If you cheat on your partner, for example, it doesn't exactly behoove you to lie about it. Lying about something like that only makes your initial betrayal worse. But there are other instances where bending the truth a bit is honestly (*wink wink*) the best thing to do for the sake of you both. And if you're wondering when those instances are, I've totally got you covered.
Here are 11 good lies it's not only acceptable but absolutely recommended to tell the person you love.
(Just don't forget to cross your fingers behind your back first.)
1. "You look amazing!"
When the two of you are getting ready to go out and he shows up in the same ensemble he usually wears and asks you how he looks, there is no need to roll your eyes or nag. He's asking for your opinion because he cares what you think.
Rather than use this as an opportunity to tear him down, let him know just how much you love him by re-affirming what a handsome man you happen to think he is.
2. "Wow, this tastes so good!"
When your your partner cooks you a meal and it's less than tasty, you don't have to 'fess up that the grub was awful. In fact, that would be unkind in the extreme.
Bite your tongue and offer your love compliment.

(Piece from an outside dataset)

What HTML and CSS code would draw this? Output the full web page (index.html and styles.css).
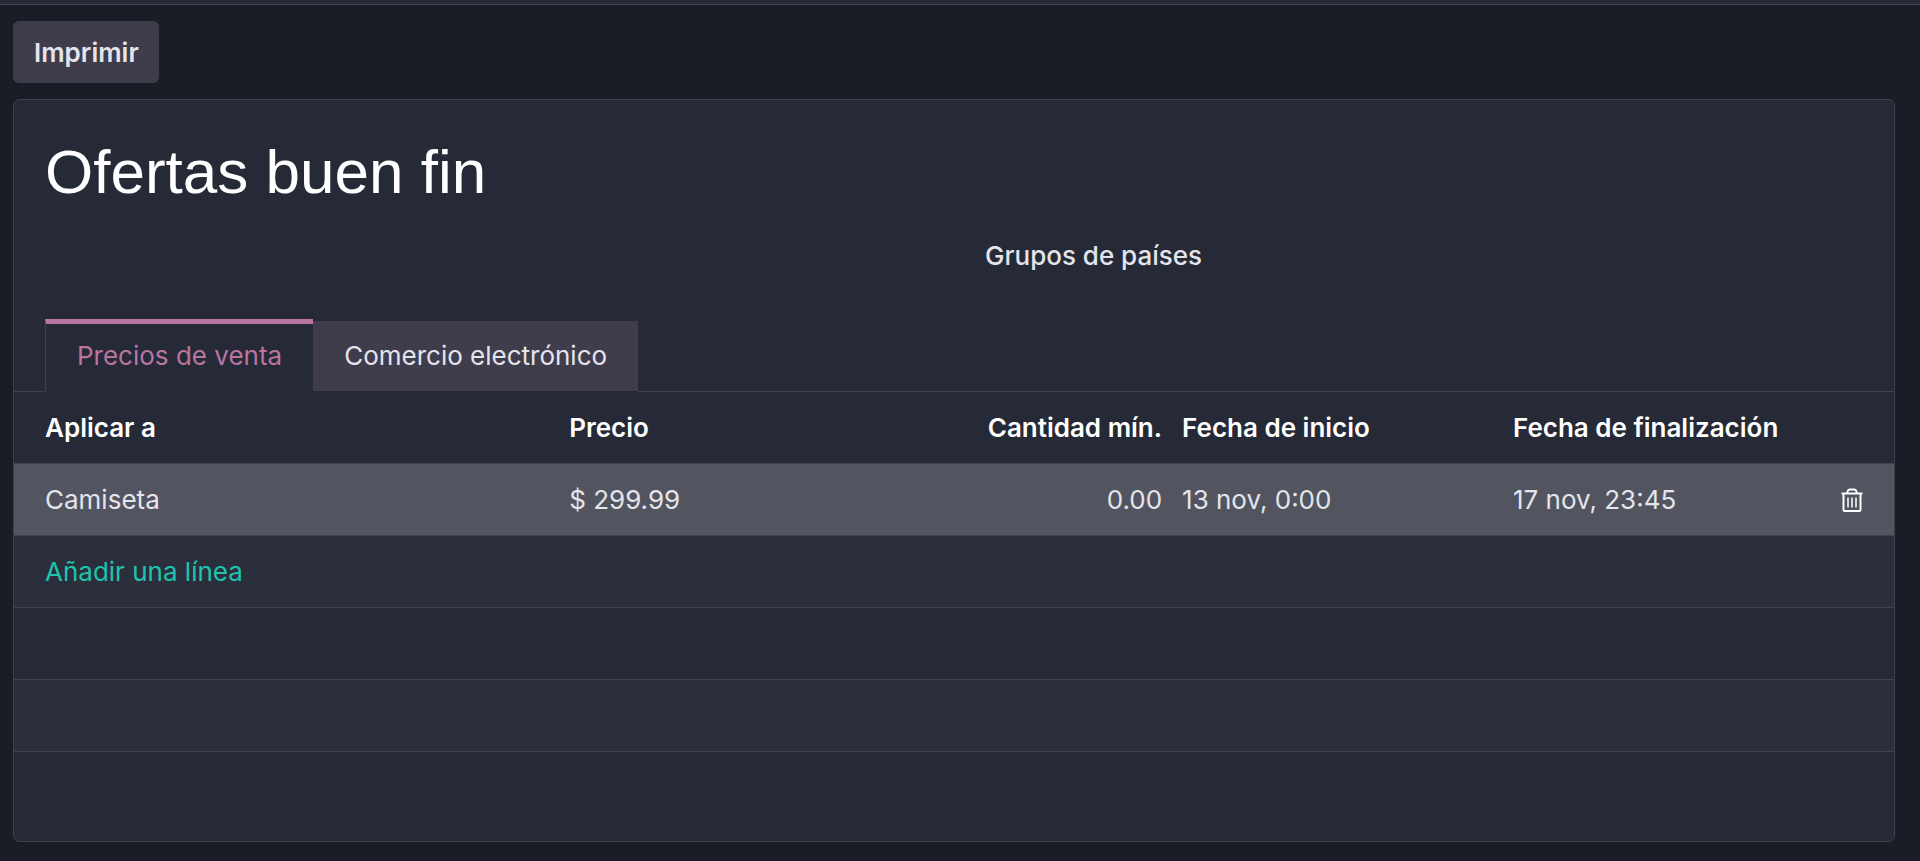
FILE: index.html
```html
<!DOCTYPE html>
<html lang="es">
<head>
  <meta charset="UTF-8" />
  <meta name="viewport" content="width=device-width, initial-scale=1.0"/>
  <title>Ofertas buen fin</title>
  <link rel="stylesheet" href="styles.css">
</head>
<body>
  <div class="top-bar"></div>

  <main class="page">
    <div class="actions">
      <button type="button" class="btn-print">Imprimir</button>
    </div>

    <section class="sheet">
      <div class="sheet-header">
        <h1>Ofertas buen fin</h1>
        <div class="fields">
          <div class="field">Grupos de países</div>
        </div>
      </div>

      <div class="tabs" role="tablist">
        <button type="button" class="tab active" role="tab" aria-selected="true">Precios de venta</button>
        <button type="button" class="tab" role="tab" aria-selected="false">Comercio electrónico</button>
      </div>

      <table class="price-table">
        <colgroup>
          <col class="col-product">
          <col class="col-price">
          <col class="col-qty">
          <col class="col-date">
          <col class="col-date">
          <col>
        </colgroup>
        <thead>
          <tr>
            <th>Aplicar a</th>
            <th>Precio</th>
            <th class="number">Cantidad mín.</th>
            <th>Fecha de inicio</th>
            <th>Fecha de finalización</th>
            <th></th>
          </tr>
        </thead>
        <tbody>
          <tr class="hovered">
            <td>Camiseta</td>
            <td>$ 299.99</td>
            <td class="number">0.00</td>
            <td>13 nov, 0:00</td>
            <td>17 nov, 23:45</td>
            <td class="trash-cell">
              <button type="button" class="btn-trash" aria-label="Eliminar">
                <svg viewBox="0 0 22 24" width="22" height="24" fill="none" stroke="currentColor" stroke-width="2" stroke-linejoin="round">
                  <path d="M0.500 5.500h21" />
                  <path d="M6 5 L7 2.500 Q7.500 1.500 8.500 1.500 H13.500 Q14.500 1.500 15 2.500 L16 5" />
                  <path d="M2.500 5.500 V21.500 Q2.500 23 4 23 H18 Q19.500 23 19.500 21.500 V5.500" />
                  <path stroke-width="1.500" d="M7 9.500v10M11 9.500v10M15 9.500v10" />
                </svg>
              </button>
            </td>
          </tr>
          <tr>
            <td colspan="6"><a href="#" class="add-line">Añadir una línea</a></td>
          </tr>
          <tr><td colspan="6"></td></tr>
          <tr><td colspan="6"></td></tr>
        </tbody>
      </table>
    </section>
  </main>
</body>
</html>
```
FILE: styles.css
```css
:root {
  --background-color: #1b1d26;
  --sheet-color: #262a36;
  --stripe-color: #2b2e3b;
  --hover-color: #52545f;
  --button-color: #3f3d4b;
  --border-color: #3f414d;
  --text-color: #e4e4ec;
  --primary-color: #b975a2;
  --link-color: #1dc4ae;
}

* {
  box-sizing: border-box;
}

body {
  margin: 0;
  background: var(--background-color);
  color: var(--text-color);
  font-family: Inter, 'Liberation Sans', sans-serif;
  font-size: 26px;
  line-height: 40px;
}

button {
  font: inherit;
  color: inherit;
  border: none;
  cursor: pointer;
}

.top-bar {
  height: 5px;
  background: var(--sheet-color);
  border-bottom: 1px solid #454653;
}

.page {
  padding: 16px 25px 12px 13px;
}

.actions {
  margin-bottom: 16px;
}

.btn-print {
  display: block;
  padding: 12px 20px 10px 21px;
  border-radius: 6px;
  background: var(--button-color);
  font-weight: 600;
}

.sheet {
  background: var(--sheet-color);
  border: 1px solid var(--border-color);
  border-radius: 7px;
  padding-bottom: 89px;
}

.sheet-header {
  padding: 32px 31px 43px;
}

h1 {
  margin: 0 0 24px;
  color: #fff;
  font-family: 'Liberation Sans', sans-serif;
  font-size: 62px;
  font-weight: 400;
  line-height: 80px;
}

.fields {
  display: grid;
  grid-template-columns: 1fr 1fr;
  column-gap: 62px;
}

.field {
  grid-column: 2;
  font-weight: 500;
}

/* Pestañas */
.tabs {
  display: flex;
  align-items: flex-end;
}

.tabs::before,
.tabs::after {
  content: "";
  width: 31px;
  border-bottom: 1px solid var(--border-color);
}

.tabs::after {
  flex: 1;
}

.tab {
  height: 71px;
  padding: 0 31px;
  background: var(--button-color);
  border-bottom: 1px solid var(--sheet-color);
}

.tab.active {
  height: 73px;
  padding-bottom: 3px;
  background: var(--sheet-color);
  border-top: 5px solid var(--primary-color);
  border-left: 1px solid var(--border-color);
  color: var(--primary-color);
}

/* Tabla de precios */
.price-table {
  width: 100%;
  table-layout: fixed;
  border-collapse: collapse;
}

.col-product {
  width: 29%;
}

.col-price {
  width: 16%;
}

.col-qty {
  width: 16.6%;
}

.col-date {
  width: 17.6%;
}

th,
td {
  height: 72px;
  padding: 2px 10px 0;
  text-align: left;
  white-space: nowrap;
  border-bottom: 1px solid var(--border-color);
}

th {
  height: 71px;
  color: #fff;
  font-weight: 600;
}

th:first-child,
td:first-child {
  padding-left: 31px;
}

.number {
  text-align: right;
}

tbody tr:nth-child(even) {
  background: var(--stripe-color);
}

.hovered {
  background: var(--hover-color);
}

td.trash-cell {
  padding-left: 0;
  padding-right: 31px;
}

.btn-trash {
  display: block;
  margin-left: auto;
  padding: 0;
  background: none;
  color: #fff;
}

.btn-trash svg {
  display: block;
}

.add-line {
  color: var(--link-color);
  text-decoration: none;
}
```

They didn't make this meal in order because you need to eat, they made it because they wanted to do something loving for you, and for that, they ought to be rewarded.
3. "You are absolutely right."
When you're in a fight with your significant other, you can immediately deflate the situation by telling them you're sorry and/or that they are right.
This takes your partner out of their defensive position, making it easier for the two of you to take the tension down a few notches and sort out whatever's really going on.
4. "I love you more than chocolate."
Obviously you love chocolate more than anything, and no one is blaming you for that, but they don't need to hear you say it!
Deep down your partner knows there's all kinds of stuff that matters deeply to you, and you're willingness to say they top the entire list is a gesture they'll appreciate no matter what the truth may be.
5. "I'm totally fine."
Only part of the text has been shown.